日本の農業をどうするつもりか。

 自民党は全農・全中などの改革を通して、日本の農業全般のあり方を変えようとしている。しかしその根本的な改革要請は果たして日本の食糧に強い危機感を抱いたことにより出たものなのか、実に疑わしい。それよりも財政的に困窮してきた財務省の『減反奨励金』などの補助金漬けの農政にこれ以上補助金を支払い続けることが出来なくなった財政上の問題から、農政を改革すべきとの話が出たとしか思えない。
 日本の農政は『ノー政』だといわれてきた。しかし戦後GHQによる農地改革により不在地主の解消と大量の自作農出現により、共同購入・共同販売が必須となり農協が全国各地に設立された。それらを纏めて政治と直結させる機関として全農や全中が創設され、全国の単位農協の上に君臨してきた。それは同時に自民党の集票マシーンとして長期政権を支えてきたことも確かだ。

 しかし農業従事者の高齢化と農業人口の激減により自民党にとって農業票は大したことのない、むしろ創価学会を支持母体とする公明党の取り込みの方がメリットがあることに気付いた。宗教法人に対する税制上の優遇策を新興宗教についても認める現行税制維持は公明党にとっても生命線だ。さもなくば全国各地にある創価学会施設に固定資産税を課されたなら組織維持が困難になるのは目に見えている。だから新興宗教も従前の宗教法人と同様な税制が適用される現行税制の維持が彼らに課された政党の最大使命だ。
 だが、農業が国民の食糧と直結しているのは論を俟たない。農業製品の価格だけで農政を論じるのは危険だ。米国の穀物メジャーに日本の農業までも牛耳られたなら、かつての不在地主が小作人を牛馬同然に使役して不労所得を得ていた図が再現されないとも限らない。TPP参加と農業法人の資本割合の拡大はそうした途を開くことになりかねない。

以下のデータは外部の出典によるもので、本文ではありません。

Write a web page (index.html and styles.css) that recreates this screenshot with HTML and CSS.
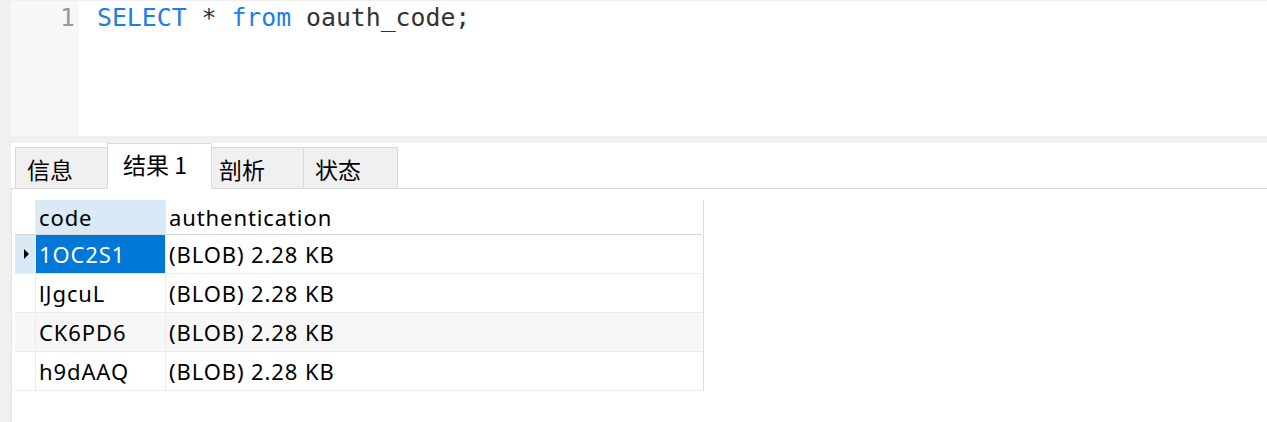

官僚と自民党の考えている農政は日本の農業を米国の1%に売り渡すことを意図しているのではないかと勘繰らざるを得ない。

 現在提示されている自民党の農業改革案は農業法人への資本参加割合を現行の25%から50%以下とすること、農業法人の役員は全員農業従事者であることから、一人でも農業従事者がいれば良い、とするものだ。なんだか胡散臭い方向へと改革案が移っていないだろうか。
 同時に農業法人の土地所有も認めようという案まで出ていることから、官僚たちと自民党は日本の農地を米国穀物メジャーやハゲ鷹たちに売り渡す途まで開こうとしているのではないかと勘繰らざるを得ない。TPP参加を梃子にしてISD条項に基づく提訴を乱発して日本の農政を米国の穀物メジャーやハゲ鷹たちの支配下に置き、日本国民の胃袋を支配しようとしているのではないだろうか。それは悪夢でしかない。

 自公政権が打ち出してきた一連の『改革』がどれほど日本社会を破壊し日本社会に深刻な格差をもたらしたか、国民は注意を喚起すべきだ。彼らの策動は結果として誰に奉仕しているのか。そして今後とも誰に奉仕しようとしているのか。少なくとも99%の日本国民に奉仕しようとしていないことだけは明らかだ。
 残業代ゼロ法案とあわせて、農業法人改革や法人税率引き下げなどのメニューを見ると、自公政権が何を目論んでいるのか透けて見える。少なくともそうした政策が『成長戦略』とはそれほどリンクしていない、むしろ経済成長を促さない政策であることを国民は認識すべきだ。安倍氏は口先で平気で大嘘をつく不誠実な人物だということは『完全にブロックしコントロールしている』発言で明らかだ。安倍氏の説明の嘘を見抜く知識を国民は持たなければならない。